Yesterday were were all supposed to pause and “remember” the bombing of Pearl Harbor, even though most of us weren’t alive then and therefore can’t actually remember it.
Of course we should be aware of important historic events. But why is it always a matter of dates and photos and survivor accounts without context? And why must we genuflect only to certain dates? December 7, September 11, July 4?
We perform our obeisances to the horrors and tragedies of December 7, 1941, then go about our business. How many of us ever even learned that the very next day (just 10 hours later, actually) the Japanese not only bombed but invaded the Philippines, which were then an American possession scheduled for independence?
The December 8 invasion led to three months of hell for the mixed Filipino-American defenders under the command of General Douglas MacArthur. When the battle was lost and MacArthur fled to Australia, some 75,000 men, already sick and starving, had to face the horrors of the Bataan Death March.
You military history buffs know that. The rest of us? Maybe we’ve heard in general about the atrocities of the death march (though I’ll bet not one in a thousand even knows the march took place in the Philippines). Maybe the older folk can quote MacArthur’s famous “I shall return” — and know that he kept that promise.
But even that’s beside the point. Ordinary folk can’t be expected to memorize every date and deed of a vast war. And why should they? What I’m really asking (and of course it’s a rhetorical question) is why we’re encouraged to forever repeat a few dates and recall a few images — while totally ignoring the context that gives meaning to the events.
How many people even have the foggiest reason why Japan and the U.S. went to war? How many school teachers discuss what Roosevelt did or didn’t know in advance?
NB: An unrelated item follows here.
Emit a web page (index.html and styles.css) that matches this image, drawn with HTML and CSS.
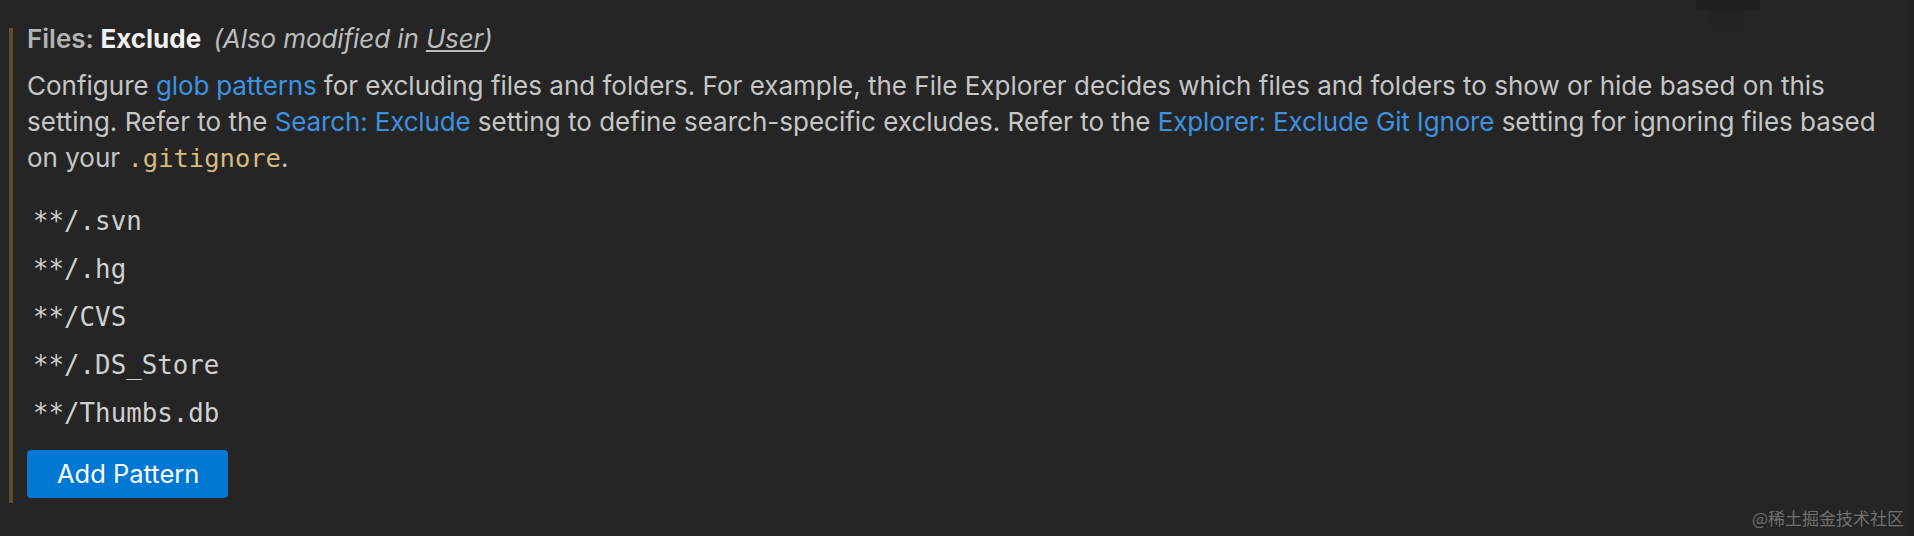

How many college seminars analyse whether Allied leaders wanted war or not and what steps they took to either prepare for it, strive to prevent it, or (depending on your viewpoint) provoke it?
From beginning to end, what do we really know, besides a handful of dates and a few images from the media or the movies?
Nobody remembers the date Japan invaded the Philippines? So what? you might say. And you’ be right. But what supposedly literate and well educated adult, these days, knows thing one about something even bigger at the end of World War II — what Roosevelt, Churchill, and Stalin wrought at Yalta? And the results of the Yalta conference were history that many of us lived with for decades.
Ah, but I rant uselessly. Of course people don’t know or care about such things. It’s all just dead history. Besides, all that context is much, much harder (and much less conducive to mindless state worship) than marking December 7 or June 6 or VE or VJ Day on the calendar. Far easier (and more politically correct) to recall that on December 7 somebody (“Was it the Nazis?”) blew up some ships and killed some Americans. Or that on some date … um maybe it was in August, somebody (“Probably the Nazis did that, too”) dropped an atomic bomb someplace.
What I really hate and dread is 70 years from now (when, thank heaven, I won’t be here to rant about it), our childrens’ children will be “remembering” September 11, 2001 in the same way we “remember” Pearl Harbor.
They’ll know all about the collapsing buildings and the airplanes flown by some vague enemy (maybe by then that’ll be the Nazis, too; who knows?). They’ll probably be treated to annual re-showings of photos of plummeting businessmen.
They’ll “remember” 9-11 to the sound of anthems and the flap of windblown flags. But they won’t know a thing about what motivated those enemies or how government stood by ready and eager to use the tragedy of that day as an excuse to accelerate its theft of lifetimes worth of freedom.